Let’s let Fabey describe what happens now: “Radios squawk out angry English—“ Leave the area! Leave the area!” On the decks, sailors who can see what’s going on are giving each other “Holy shit!” looks. On the bridge, the junior officers are looking desperately at Captain Gombert, who stares out at the rapidly nearing amphib, knowing he has to make a decision— and that there’s no good decision to make. In the end, he has no choice. “ALL BACK EMERGENCY FULL! BRACE! BRACE! BRACE!” In an instant the massive gears deep in the ship go from full ahead to neutral to full reverse, while the cruiser’s four twenty-thousand-horsepower-each engines are screaming to provide full power. The effect is like a jumbo jet landing on a too-short runway; the bow pushes down, the stern rises up. Throughout the ship, sailors and officers have to grab the nearest handholds to keep from being tumbled forward. The collision warning alarm bounces off metal bulkheads throughout the ship, like the flailing of a gong. It’s not at all certain that the ship will be able to stop in time.

Finally, after it’s traveled two ship lengths, about twelve hundred feet, the Cowpens’s reversing screws generate enough counterforce to slow the cruiser’s forward momentum and bring it to a full stop, a mere one hundred yards short of the amphib. And in that moment, just before the screws start pulling the ship backward, the mighty USS Cowpens is DIW, lying dead in the water in the South China Sea.
peewee Chinese amphibian

Old navy surface warfare sailors have a word for this kind of unusual emergency at-sea stopping maneuver. They call it a “crashback”— and for a U.S. Navy warship, and its captain, having to execute a crashback is never a good thing.” Not even when Gombert was following orders from his superiors as well as observing a law of the sea that “you do everything you can to avoid a collision, no matter who’s at fault.”

Gombert turns the Cowpens around and heads away, with one of the little amphibians in pursuit “like a yapping dog chasing a car."

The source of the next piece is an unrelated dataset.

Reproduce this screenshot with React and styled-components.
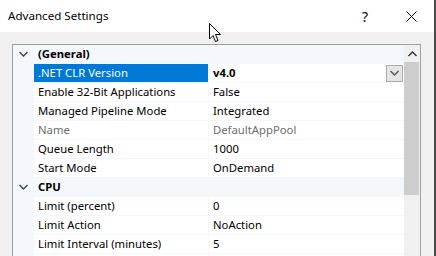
import styled, { createGlobalStyle } from 'styled-components';

const GlobalStyle = createGlobalStyle`
  html, body {
    margin: 0;
    padding: 0;
    background: #f0f0f0;
  }
  body {
    font-family: "Noto Sans", "Open Sans", sans-serif;
    font-size: 11.3px;
    color: #000;
  }
`

const LINE = '#f4f7fc';

const Window = styled.div`
  position: relative;
  width: 436px;
  height: 256px;
  overflow: hidden;
  box-sizing: border-box;
  background: #f0f0f0;
  border-right: 2px solid #4a4a4a;
`

const TitleBar = styled.div`
  display: flex;
  align-items: center;
  height: 32px;
  background: #fff;
  padding-left: 8px;
`

const Title = styled.div`
  flex: 1;
  font-size: 11.6px;
  padding-bottom: 1px;
`

const CaptionButton = styled.div`
  width: 46px;
  height: 32px;
  display: flex;
  align-items: center;
  justify-content: center;
  font-size: 14px;
`

const Body = styled.div`
  padding: 12px 13px 0 12px;
`

const Grid = styled.div`
  display: flex;
  border: 1px solid #a0a0a0;
  border-bottom: none;
  background: #fff;
  height: 220px;
`

const Rows = styled.div`
  flex: 1;
  display: flex;
  flex-direction: column;
`

const Row = styled.div`
  display: flex;
  height: 19px;
  box-sizing: border-box;
  border-bottom: 1px solid ${LINE};
  background: ${p => (p.$category ? LINE : '#fff')};
`

const Margin = styled.div`
  width: 21px;
  flex: none;
  background: ${LINE};
  display: flex;
  align-items: center;
  justify-content: center;
`

const NameCell = styled.div`
  width: 170px;
  flex: none;
  padding-left: 4px;
  line-height: 18px;
  white-space: nowrap;
  overflow: hidden;
  border-right: 1px solid ${LINE};
  background: ${p => (p.$selected ? '#0078d7' : 'transparent')};
  color: ${p => (p.$selected ? '#fff' : p.$readOnly ? '#6d6d6d' : '#000')};
`

const CategoryLabel = styled.div`
  padding-left: 4px;
  line-height: 18px;
  font-weight: 700;
`

const ValueCell = styled.div`
  flex: 1;
  display: flex;
  align-items: center;
  padding-left: 4px;
  line-height: 18px;
  font-weight: ${p => (p.$bold ? 700 : 400)};
  color: ${p => (p.$readOnly ? '#6d6d6d' : '#000')};
`

const ValueText = styled.span`
  flex: 1;
`

const DropButton = styled.div`
  width: 15px;
  height: 15px;
  margin-right: 1px;
  border: 1px solid #adadad;
  background: #e5e5e5;
  display: flex;
  align-items: center;
  justify-content: center;
`

const ScrollBar = styled.div`
  width: 16px;
  flex: none;
  display: flex;
  flex-direction: column;
  background: #f0f0f0;
`

const ScrollArrow = styled.div`
  height: 17px;
  display: flex;
  align-items: center;
  justify-content: center;
`

const Thumb = styled.div`
  height: 133px;
  margin: 0 1px 0 0;
  background: #cdcdcd;
`

const Cursor = styled.svg`
  position: absolute;
  left: 209px;
  top: 23px;
`

function Chevron({ up, color = '#444' }) {
  return (
    <svg width="9" height="6" viewBox="0 0 9 6">
      <path
        d={up ? 'M0.5 5 L4.5 1 L8.5 5' : 'M0.5 1 L4.5 5 L8.5 1'}
        fill="none"
        stroke={color}
        strokeWidth="1.4"
      />
    </svg>
  )
}

const general = [
  { name: '.NET CLR Version', value: 'v4.0', selected: true, bold: true, drop: true },
  { name: 'Enable 32-Bit Applications', value: 'False' },
  { name: 'Managed Pipeline Mode', value: 'Integrated' },
  { name: 'Name', value: 'DefaultAppPool', readOnly: true },
  { name: 'Queue Length', value: '1000' },
  { name: 'Start Mode', value: 'OnDemand' },
];

const cpu = [
  { name: 'Limit (percent)', value: '0' },
  { name: 'Limit Action', value: 'NoAction' },
  { name: 'Limit Interval (minutes)', value: '5' },
];

function Category({ label }) {
  return (
    <Row $category>
      <Margin>
        <Chevron />
      </Margin>
      <CategoryLabel>{label}</CategoryLabel>
    </Row>
  )
}

function Property({ p }) {
  return (
    <Row>
      <Margin />
      <NameCell $selected={p.selected} $readOnly={p.readOnly}>{p.name}</NameCell>
      <ValueCell $bold={p.bold} $readOnly={p.readOnly}>
        <ValueText>{p.value}</ValueText>
        {p.drop && (
          <DropButton>
            <Chevron color="#555" />
          </DropButton>
        )}
      </ValueCell>
    </Row>
  )
}

export default function App() {
  return (
    <>
      <GlobalStyle />
      <Window>
        <TitleBar>
          <Title>Advanced Settings</Title>
          <CaptionButton>?</CaptionButton>
          <CaptionButton>
            <svg width="11" height="11" viewBox="0 0 11 11">
              <path d="M0.5 0.5 L10.5 10.5 M10.5 0.5 L0.5 10.5" stroke="#000" strokeWidth="1" />
            </svg>
          </CaptionButton>
        </TitleBar>
        <Body>
          <Grid>
            <Rows>
              <Category label="(General)" />
              {general.map(p => <Property key={p.name} p={p} />)}
              <Category label="CPU" />
              {cpu.map(p => <Property key={p.name} p={p} />)}
              <Row>
                <Margin />
                <NameCell />
              </Row>
            </Rows>
            <ScrollBar>
              <ScrollArrow>
                <Chevron up color="#333" />
              </ScrollArrow>
              <Thumb />
            </ScrollBar>
          </Grid>
        </Body>
        <Cursor width="13" height="20" viewBox="0 0 13 20">
          <path d="M0.5 0.5 L0.5 16 L4 12.5 L6.5 18.5 L9 17.5 L6.5 11.5 L11.5 11.5 Z" fill="#fff" stroke="#000" strokeWidth="1" />
        </Cursor>
      </Window>
    </>
  )
}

The Cowpens’s—and the U.S. Navy’s—embarrassment had a lasting ripple effect Fabey sees as bringing a more realistic outlook among this country’s leadership. He’s cautiously optimistic:

America of 2017 is not the America of 2013. And the next time the Chinese navy dangerously confronts a U.S. Navy warship on the high seas, it seems unlikely that it will be the American commander who orders the engine room to execute an ‘all back emergency full.’

For America, and for the U.S. Navy, the era of crashbacks seems to be over.”